** Task prompt **
Identify the lines containing the word "styles". Copy each one.

— BEGIN Task inputs —

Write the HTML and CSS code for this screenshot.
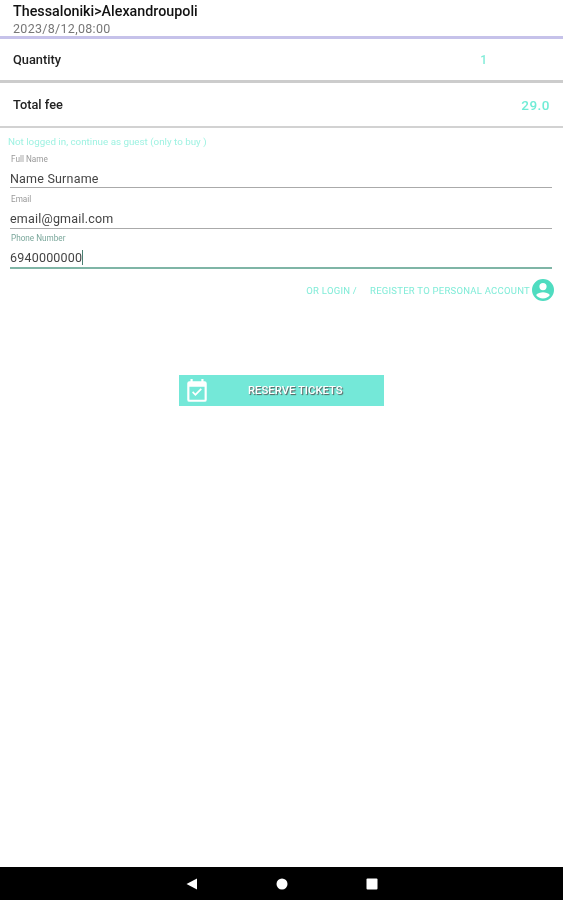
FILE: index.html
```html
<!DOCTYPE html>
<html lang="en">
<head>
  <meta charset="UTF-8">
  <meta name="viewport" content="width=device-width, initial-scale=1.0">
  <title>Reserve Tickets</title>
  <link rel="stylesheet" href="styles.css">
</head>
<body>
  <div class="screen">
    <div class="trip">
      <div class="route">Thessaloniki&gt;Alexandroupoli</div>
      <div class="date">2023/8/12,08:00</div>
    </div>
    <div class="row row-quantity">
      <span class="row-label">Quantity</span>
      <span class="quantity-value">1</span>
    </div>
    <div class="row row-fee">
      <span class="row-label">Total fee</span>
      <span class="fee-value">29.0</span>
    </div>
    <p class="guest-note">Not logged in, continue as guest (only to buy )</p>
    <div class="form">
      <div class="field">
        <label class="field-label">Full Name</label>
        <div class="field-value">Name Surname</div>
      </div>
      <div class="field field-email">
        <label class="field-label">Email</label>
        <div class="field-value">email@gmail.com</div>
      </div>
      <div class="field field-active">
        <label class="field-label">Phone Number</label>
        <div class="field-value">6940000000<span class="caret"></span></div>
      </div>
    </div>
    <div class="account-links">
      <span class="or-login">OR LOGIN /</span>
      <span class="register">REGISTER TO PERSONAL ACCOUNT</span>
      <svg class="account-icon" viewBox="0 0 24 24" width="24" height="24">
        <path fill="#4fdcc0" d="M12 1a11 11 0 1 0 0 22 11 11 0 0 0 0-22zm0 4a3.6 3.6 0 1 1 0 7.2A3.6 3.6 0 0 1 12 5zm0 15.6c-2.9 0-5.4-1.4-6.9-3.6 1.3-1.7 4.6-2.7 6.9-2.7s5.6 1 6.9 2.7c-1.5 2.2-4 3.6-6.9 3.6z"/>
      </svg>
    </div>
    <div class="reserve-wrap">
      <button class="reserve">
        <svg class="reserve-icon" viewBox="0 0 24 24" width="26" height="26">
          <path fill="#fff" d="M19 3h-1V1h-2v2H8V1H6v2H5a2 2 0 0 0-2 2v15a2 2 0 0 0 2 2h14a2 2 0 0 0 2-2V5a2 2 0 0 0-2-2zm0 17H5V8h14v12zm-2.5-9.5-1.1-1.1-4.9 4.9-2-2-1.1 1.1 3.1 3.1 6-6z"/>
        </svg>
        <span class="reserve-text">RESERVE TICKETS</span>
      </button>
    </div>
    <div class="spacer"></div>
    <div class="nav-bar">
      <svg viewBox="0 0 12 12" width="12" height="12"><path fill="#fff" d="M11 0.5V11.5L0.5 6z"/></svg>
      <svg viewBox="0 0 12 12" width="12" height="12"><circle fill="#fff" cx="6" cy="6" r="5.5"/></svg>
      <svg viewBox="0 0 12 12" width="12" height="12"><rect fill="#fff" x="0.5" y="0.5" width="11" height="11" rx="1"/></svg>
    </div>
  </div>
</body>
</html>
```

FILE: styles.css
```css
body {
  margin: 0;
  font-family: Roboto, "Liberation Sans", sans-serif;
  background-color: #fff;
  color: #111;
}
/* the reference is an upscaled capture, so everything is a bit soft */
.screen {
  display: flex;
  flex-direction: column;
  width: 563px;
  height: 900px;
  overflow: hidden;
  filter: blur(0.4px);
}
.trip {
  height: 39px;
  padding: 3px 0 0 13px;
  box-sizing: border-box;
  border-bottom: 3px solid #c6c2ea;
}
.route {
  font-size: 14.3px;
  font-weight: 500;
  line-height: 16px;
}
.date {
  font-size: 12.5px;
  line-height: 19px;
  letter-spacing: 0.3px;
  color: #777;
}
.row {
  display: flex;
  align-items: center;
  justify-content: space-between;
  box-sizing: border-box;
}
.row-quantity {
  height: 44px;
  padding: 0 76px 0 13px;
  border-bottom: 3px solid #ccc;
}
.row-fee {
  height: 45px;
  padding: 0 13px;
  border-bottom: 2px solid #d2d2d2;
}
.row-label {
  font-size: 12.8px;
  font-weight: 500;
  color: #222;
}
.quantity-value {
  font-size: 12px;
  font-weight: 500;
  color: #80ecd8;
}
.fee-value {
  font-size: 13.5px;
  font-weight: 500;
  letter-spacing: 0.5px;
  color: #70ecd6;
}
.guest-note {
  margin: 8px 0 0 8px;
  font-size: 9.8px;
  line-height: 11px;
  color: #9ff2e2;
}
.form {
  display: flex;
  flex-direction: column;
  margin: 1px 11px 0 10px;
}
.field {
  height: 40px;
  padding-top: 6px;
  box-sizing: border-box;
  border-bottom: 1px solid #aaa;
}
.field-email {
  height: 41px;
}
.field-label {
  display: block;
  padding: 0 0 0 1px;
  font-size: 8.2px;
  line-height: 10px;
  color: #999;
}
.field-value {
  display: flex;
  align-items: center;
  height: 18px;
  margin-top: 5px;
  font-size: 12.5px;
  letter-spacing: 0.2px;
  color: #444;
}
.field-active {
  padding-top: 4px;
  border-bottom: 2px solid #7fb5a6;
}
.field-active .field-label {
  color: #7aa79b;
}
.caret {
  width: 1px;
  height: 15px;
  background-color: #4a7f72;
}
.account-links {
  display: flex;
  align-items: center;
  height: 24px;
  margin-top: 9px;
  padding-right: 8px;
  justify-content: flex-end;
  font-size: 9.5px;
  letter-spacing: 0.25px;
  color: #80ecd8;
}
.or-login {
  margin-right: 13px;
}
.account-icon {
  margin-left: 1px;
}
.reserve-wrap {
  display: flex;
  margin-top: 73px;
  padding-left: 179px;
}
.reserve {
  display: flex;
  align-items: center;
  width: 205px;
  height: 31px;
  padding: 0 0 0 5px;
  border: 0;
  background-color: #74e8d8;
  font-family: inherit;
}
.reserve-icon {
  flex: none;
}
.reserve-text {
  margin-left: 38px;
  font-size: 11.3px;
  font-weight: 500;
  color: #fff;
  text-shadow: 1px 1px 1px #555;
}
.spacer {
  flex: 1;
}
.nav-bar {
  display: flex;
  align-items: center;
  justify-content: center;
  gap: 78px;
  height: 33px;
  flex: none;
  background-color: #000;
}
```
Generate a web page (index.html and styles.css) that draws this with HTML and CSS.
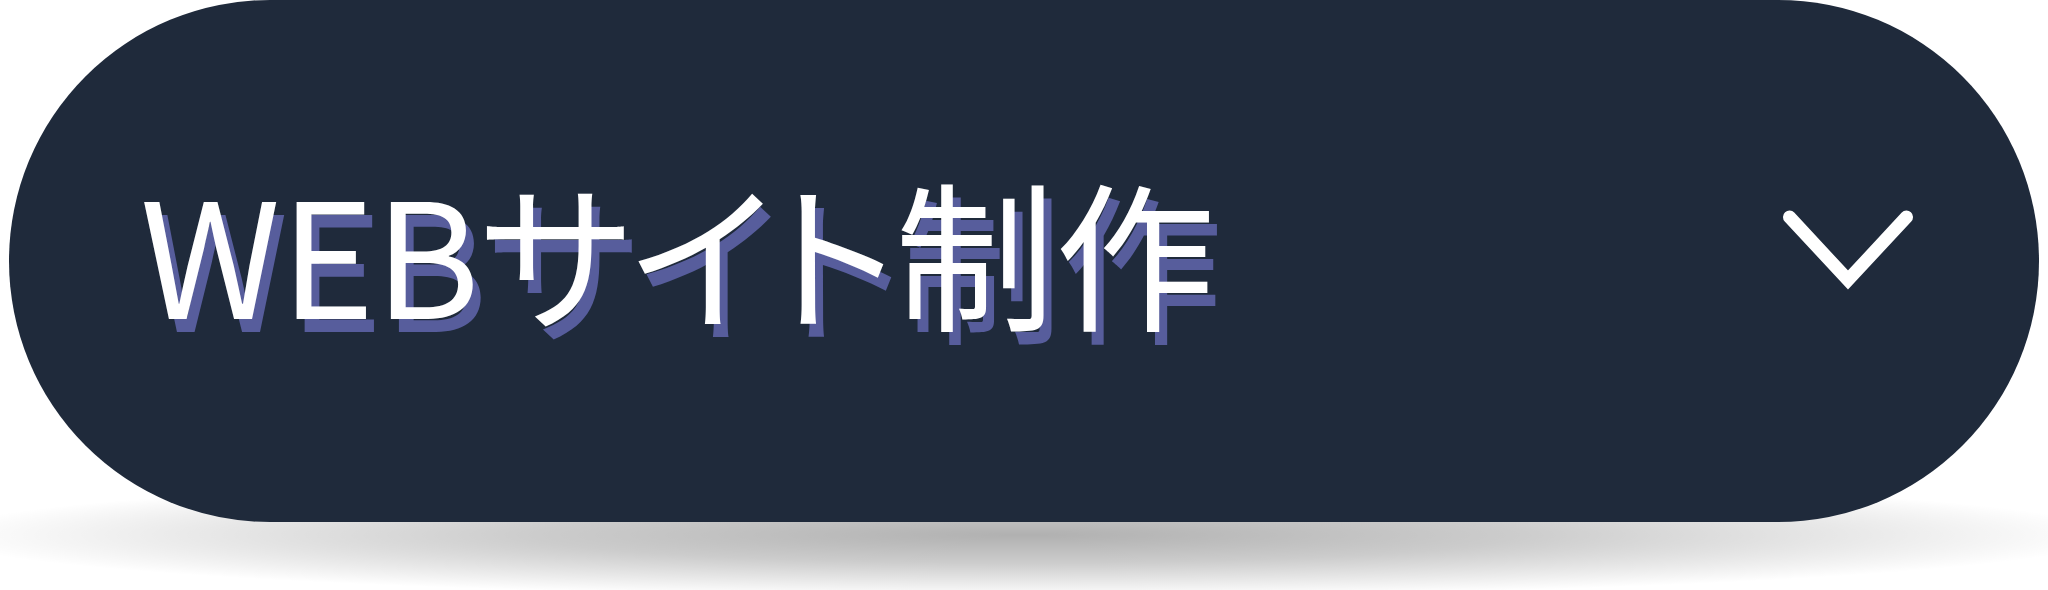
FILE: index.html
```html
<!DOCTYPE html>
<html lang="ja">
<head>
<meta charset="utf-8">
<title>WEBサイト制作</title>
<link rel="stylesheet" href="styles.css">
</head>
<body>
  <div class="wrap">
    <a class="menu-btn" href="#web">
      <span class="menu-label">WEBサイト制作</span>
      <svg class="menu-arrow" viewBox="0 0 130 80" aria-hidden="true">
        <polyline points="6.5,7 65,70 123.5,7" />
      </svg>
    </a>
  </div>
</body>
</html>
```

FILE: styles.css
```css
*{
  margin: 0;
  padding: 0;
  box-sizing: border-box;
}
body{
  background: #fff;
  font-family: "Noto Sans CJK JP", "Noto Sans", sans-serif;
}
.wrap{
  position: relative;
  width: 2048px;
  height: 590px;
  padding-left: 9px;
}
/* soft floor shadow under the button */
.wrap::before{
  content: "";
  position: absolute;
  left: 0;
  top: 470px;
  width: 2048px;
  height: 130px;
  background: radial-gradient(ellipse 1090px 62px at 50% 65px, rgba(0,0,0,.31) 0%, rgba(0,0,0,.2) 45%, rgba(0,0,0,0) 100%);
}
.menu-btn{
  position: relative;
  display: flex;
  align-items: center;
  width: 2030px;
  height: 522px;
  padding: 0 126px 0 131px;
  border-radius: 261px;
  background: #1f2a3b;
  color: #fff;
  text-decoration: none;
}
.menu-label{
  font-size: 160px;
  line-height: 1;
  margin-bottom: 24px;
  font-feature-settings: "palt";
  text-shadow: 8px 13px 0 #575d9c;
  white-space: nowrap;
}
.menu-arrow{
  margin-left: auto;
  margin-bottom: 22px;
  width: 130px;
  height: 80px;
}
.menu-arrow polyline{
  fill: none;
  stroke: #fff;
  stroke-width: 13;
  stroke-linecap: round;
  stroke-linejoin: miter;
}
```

— END Task inputs —

** Task answer **
  <link rel="stylesheet" href="styles.css">
FILE: styles.css
Generate a web page (index.html and styles.css) that draws this with HTML and CSS.
<link rel="stylesheet" href="styles.css">
FILE: styles.css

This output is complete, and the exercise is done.